_DATA LINES_:
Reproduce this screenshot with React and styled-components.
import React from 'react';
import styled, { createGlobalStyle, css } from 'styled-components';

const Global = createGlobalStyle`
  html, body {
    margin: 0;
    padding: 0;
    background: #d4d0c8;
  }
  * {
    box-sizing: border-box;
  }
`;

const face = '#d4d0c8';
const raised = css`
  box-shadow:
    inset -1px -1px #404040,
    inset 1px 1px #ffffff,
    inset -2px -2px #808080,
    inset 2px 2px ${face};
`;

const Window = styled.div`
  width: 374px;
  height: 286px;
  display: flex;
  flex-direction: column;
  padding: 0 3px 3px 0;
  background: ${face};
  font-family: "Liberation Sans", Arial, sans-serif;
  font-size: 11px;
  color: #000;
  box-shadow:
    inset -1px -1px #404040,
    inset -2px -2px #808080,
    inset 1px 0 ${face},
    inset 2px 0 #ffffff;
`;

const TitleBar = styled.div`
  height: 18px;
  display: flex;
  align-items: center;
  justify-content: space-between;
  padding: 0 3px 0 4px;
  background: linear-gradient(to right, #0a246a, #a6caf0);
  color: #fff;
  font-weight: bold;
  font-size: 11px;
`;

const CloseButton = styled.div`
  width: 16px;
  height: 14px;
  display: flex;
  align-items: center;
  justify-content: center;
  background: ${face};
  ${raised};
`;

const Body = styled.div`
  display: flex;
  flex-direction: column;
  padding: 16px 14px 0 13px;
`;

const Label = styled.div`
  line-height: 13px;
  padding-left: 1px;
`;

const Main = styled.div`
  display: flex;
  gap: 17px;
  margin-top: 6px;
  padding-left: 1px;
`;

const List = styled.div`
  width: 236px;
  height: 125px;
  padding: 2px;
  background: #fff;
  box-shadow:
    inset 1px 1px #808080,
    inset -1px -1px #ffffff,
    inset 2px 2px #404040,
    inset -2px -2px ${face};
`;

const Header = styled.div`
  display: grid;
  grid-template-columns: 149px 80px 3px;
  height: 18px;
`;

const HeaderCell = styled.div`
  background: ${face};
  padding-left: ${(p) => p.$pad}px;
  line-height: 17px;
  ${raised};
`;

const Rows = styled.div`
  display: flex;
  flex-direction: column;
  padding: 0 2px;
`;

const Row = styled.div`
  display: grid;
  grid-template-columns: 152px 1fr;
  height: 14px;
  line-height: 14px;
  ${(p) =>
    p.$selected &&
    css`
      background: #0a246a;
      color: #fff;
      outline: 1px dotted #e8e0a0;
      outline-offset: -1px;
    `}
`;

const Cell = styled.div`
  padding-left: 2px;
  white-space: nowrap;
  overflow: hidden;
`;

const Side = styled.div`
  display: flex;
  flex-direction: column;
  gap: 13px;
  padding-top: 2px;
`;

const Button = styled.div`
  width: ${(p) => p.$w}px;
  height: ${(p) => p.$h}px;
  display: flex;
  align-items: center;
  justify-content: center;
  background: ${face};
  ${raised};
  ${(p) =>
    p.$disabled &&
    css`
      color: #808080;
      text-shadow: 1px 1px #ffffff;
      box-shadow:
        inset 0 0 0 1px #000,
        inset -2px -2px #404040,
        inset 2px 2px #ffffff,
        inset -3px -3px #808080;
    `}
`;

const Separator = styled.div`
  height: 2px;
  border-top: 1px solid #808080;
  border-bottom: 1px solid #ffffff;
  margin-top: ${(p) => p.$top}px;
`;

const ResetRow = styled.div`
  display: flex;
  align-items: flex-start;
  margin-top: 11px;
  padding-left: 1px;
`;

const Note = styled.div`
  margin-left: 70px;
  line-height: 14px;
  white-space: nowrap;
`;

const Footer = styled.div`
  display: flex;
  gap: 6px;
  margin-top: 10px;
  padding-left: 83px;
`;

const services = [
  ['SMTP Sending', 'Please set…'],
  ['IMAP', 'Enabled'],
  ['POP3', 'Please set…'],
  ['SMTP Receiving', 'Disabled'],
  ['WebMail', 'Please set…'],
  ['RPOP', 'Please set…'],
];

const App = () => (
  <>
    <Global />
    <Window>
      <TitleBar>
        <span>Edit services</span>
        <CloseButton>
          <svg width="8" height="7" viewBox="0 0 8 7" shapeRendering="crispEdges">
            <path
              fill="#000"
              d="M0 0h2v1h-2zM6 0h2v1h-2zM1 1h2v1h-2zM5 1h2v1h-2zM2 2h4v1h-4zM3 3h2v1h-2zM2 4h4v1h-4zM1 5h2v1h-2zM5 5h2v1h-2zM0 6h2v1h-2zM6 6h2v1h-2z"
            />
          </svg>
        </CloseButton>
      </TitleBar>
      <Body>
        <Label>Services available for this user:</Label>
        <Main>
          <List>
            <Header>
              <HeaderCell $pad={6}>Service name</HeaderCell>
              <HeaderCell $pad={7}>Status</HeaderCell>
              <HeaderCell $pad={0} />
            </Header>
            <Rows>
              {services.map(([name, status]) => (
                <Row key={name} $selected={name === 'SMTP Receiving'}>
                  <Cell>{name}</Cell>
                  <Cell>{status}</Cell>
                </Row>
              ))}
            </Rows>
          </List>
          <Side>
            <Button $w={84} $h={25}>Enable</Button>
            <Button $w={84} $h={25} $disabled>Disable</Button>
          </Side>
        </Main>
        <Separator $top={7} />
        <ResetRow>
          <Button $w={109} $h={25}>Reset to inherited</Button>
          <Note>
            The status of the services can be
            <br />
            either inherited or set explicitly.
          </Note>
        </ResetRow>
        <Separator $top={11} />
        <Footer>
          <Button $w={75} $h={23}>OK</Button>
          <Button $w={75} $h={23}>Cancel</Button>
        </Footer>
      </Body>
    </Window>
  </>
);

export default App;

_TASK DIRECTIONS_:
Retype the listing exactly, in full.

_EXERCISE ANSWER_:
Reproduce this screenshot with React and styled-components.
import React from 'react';
import styled, { createGlobalStyle, css } from 'styled-components';

const Global = createGlobalStyle`
  html, body {
    margin: 0;
    padding: 0;
    background: #d4d0c8;
  }
  * {
    box-sizing: border-box;
  }
`;

const face = '#d4d0c8';
const raised = css`
  box-shadow:
    inset -1px -1px #404040,
    inset 1px 1px #ffffff,
    inset -2px -2px #808080,
    inset 2px 2px ${face};
`;

const Window = styled.div`
  width: 374px;
  height: 286px;
  display: flex;
  flex-direction: column;
  padding: 0 3px 3px 0;
  background: ${face};
  font-family: "Liberation Sans", Arial, sans-serif;
  font-size: 11px;
  color: #000;
  box-shadow:
    inset -1px -1px #404040,
    inset -2px -2px #808080,
    inset 1px 0 ${face},
    inset 2px 0 #ffffff;
`;

const TitleBar = styled.div`
  height: 18px;
  display: flex;
  align-items: center;
  justify-content: space-between;
  padding: 0 3px 0 4px;
  background: linear-gradient(to right, #0a246a, #a6caf0);
  color: #fff;
  font-weight: bold;
  font-size: 11px;
`;

const CloseButton = styled.div`
  width: 16px;
  height: 14px;
  display: flex;
  align-items: center;
  justify-content: center;
  background: ${face};
  ${raised};
`;

const Body = styled.div`
  display: flex;
  flex-direction: column;
  padding: 16px 14px 0 13px;
`;

const Label = styled.div`
  line-height: 13px;
  padding-left: 1px;
`;

const Main = styled.div`
  display: flex;
  gap: 17px;
  margin-top: 6px;
  padding-left: 1px;
`;

const List = styled.div`
  width: 236px;
  height: 125px;
  padding: 2px;
  background: #fff;
  box-shadow:
    inset 1px 1px #808080,
    inset -1px -1px #ffffff,
    inset 2px 2px #404040,
    inset -2px -2px ${face};
`;

const Header = styled.div`
  display: grid;
  grid-template-columns: 149px 80px 3px;
  height: 18px;
`;

const HeaderCell = styled.div`
  background: ${face};
  padding-left: ${(p) => p.$pad}px;
  line-height: 17px;
  ${raised};
`;

const Rows = styled.div`
  display: flex;
  flex-direction: column;
  padding: 0 2px;
`;

const Row = styled.div`
  display: grid;
  grid-template-columns: 152px 1fr;
  height: 14px;
  line-height: 14px;
  ${(p) =>
    p.$selected &&
    css`
      background: #0a246a;
      color: #fff;
      outline: 1px dotted #e8e0a0;
      outline-offset: -1px;
    `}
`;

const Cell = styled.div`
  padding-left: 2px;
  white-space: nowrap;
  overflow: hidden;
`;

const Side = styled.div`
  display: flex;
  flex-direction: column;
  gap: 13px;
  padding-top: 2px;
`;

const Button = styled.div`
  width: ${(p) => p.$w}px;
  height: ${(p) => p.$h}px;
  display: flex;
  align-items: center;
  justify-content: center;
  background: ${face};
  ${raised};
  ${(p) =>
    p.$disabled &&
    css`
      color: #808080;
      text-shadow: 1px 1px #ffffff;
      box-shadow:
        inset 0 0 0 1px #000,
        inset -2px -2px #404040,
        inset 2px 2px #ffffff,
        inset -3px -3px #808080;
    `}
`;

const Separator = styled.div`
  height: 2px;
  border-top: 1px solid #808080;
  border-bottom: 1px solid #ffffff;
  margin-top: ${(p) => p.$top}px;
`;

const ResetRow = styled.div`
  display: flex;
  align-items: flex-start;
  margin-top: 11px;
  padding-left: 1px;
`;

const Note = styled.div`
  margin-left: 70px;
  line-height: 14px;
  white-space: nowrap;
`;

const Footer = styled.div`
  display: flex;
  gap: 6px;
  margin-top: 10px;
  padding-left: 83px;
`;

const services = [
  ['SMTP Sending', 'Please set…'],
  ['IMAP', 'Enabled'],
  ['POP3', 'Please set…'],
  ['SMTP Receiving', 'Disabled'],
  ['WebMail', 'Please set…'],
  ['RPOP', 'Please set…'],
];

const App = () => (
  <>
    <Global />
    <Window>
      <TitleBar>
        <span>Edit services</span>
        <CloseButton>
          <svg width="8" height="7" viewBox="0 0 8 7" shapeRendering="crispEdges">
            <path
              fill="#000"
              d="M0 0h2v1h-2zM6 0h2v1h-2zM1 1h2v1h-2zM5 1h2v1h-2zM2 2h4v1h-4zM3 3h2v1h-2zM2 4h4v1h-4zM1 5h2v1h-2zM5 5h2v1h-2zM0 6h2v1h-2zM6 6h2v1h-2z"
            />
          </svg>
        </CloseButton>
      </TitleBar>
      <Body>
        <Label>Services available for this user:</Label>
        <Main>
          <List>
            <Header>
              <HeaderCell $pad={6}>Service name</HeaderCell>
              <HeaderCell $pad={7}>Status</HeaderCell>
              <HeaderCell $pad={0} />
            </Header>
            <Rows>
              {services.map(([name, status]) => (
                <Row key={name} $selected={name === 'SMTP Receiving'}>
                  <Cell>{name}</Cell>
                  <Cell>{status}</Cell>
                </Row>
              ))}
            </Rows>
          </List>
          <Side>
            <Button $w={84} $h={25}>Enable</Button>
            <Button $w={84} $h={25} $disabled>Disable</Button>
          </Side>
        </Main>
        <Separator $top={7} />
        <ResetRow>
          <Button $w={109} $h={25}>Reset to inherited</Button>
          <Note>
            The status of the services can be
            <br />
            either inherited or set explicitly.
          </Note>
        </ResetRow>
        <Separator $top={11} />
        <Footer>
          <Button $w={75} $h={23}>OK</Button>
          <Button $w={75} $h={23}>Cancel</Button>
        </Footer>
      </Body>
    </Window>
  </>
);

export default App;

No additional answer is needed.